839.00/2781: Telegram
The Commissioner in the Dominican Republic (Welles) to the Secretary of State
[Received January 5—9:35 a.m.]
1. My No. 69, December 21 [22], 4 p.m. The President has promulgated today the decree conveyed to him by the Commission containing all the amendments to the electoral law agreed upon during the conferences which I have held since my return. He has likewise made all the appointments required by the reorganization of the provincial and municipal governments. The Commission has, therefore, sent to the President an additional decree, which he will promulgate tomorrow, announcing that the new electoral period will commence on January 15 and that the national elections will be definitely held upon March 15:
The new Central Electoral Board, whose constitution is announced in the decree containing the amended electoral law, is composed as follows: President, Licenciado Agusto Jupiter, Justice of the Supreme Court; the two other nonpolitical members being Licenciado Alcibiades Robinet, President of the Court of Appeals of La Vega; and Licenciado Eudaldo Troncoso de la Concha, Justice of the Court of Appeals of San Domingo and brother of the former Secretary of the Interior. The present Central Electoral Board is composed of as capable and impartial judges as the Republic affords, and I am hopeful as to its successful execution of the electoral law. The law as now amended affords the Central Electoral Board greater powers than those which it held in the past and the members of the Commission have made a public declaration to the effect that the members of the Central Electoral Board were selected by the unanimous vote of all the members of the Commission and that they had entire confidence in their impartiality and that they would make no protest regarding any decision which the Central Electoral Board as now constituted might hand down.

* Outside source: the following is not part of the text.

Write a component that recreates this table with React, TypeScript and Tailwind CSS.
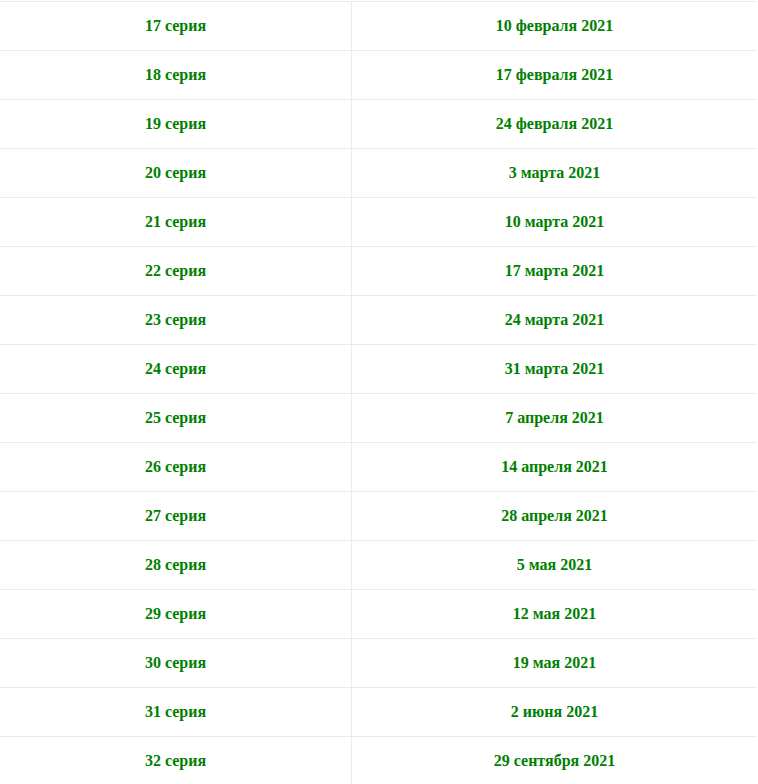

The electoral period as now decreed is as short as it can safely be made. It has been my hope to be able to reduce its duration, but in view of the fact that the Electoral Board have been necessarily reconstituted and that in the former electoral period only a very slight percentage of qualified [voters?] were to receive their registration certificates, I have felt it essential that the extension now decreed be of 60 days in order to avoid the possibility of any further postponement of the date of the elections.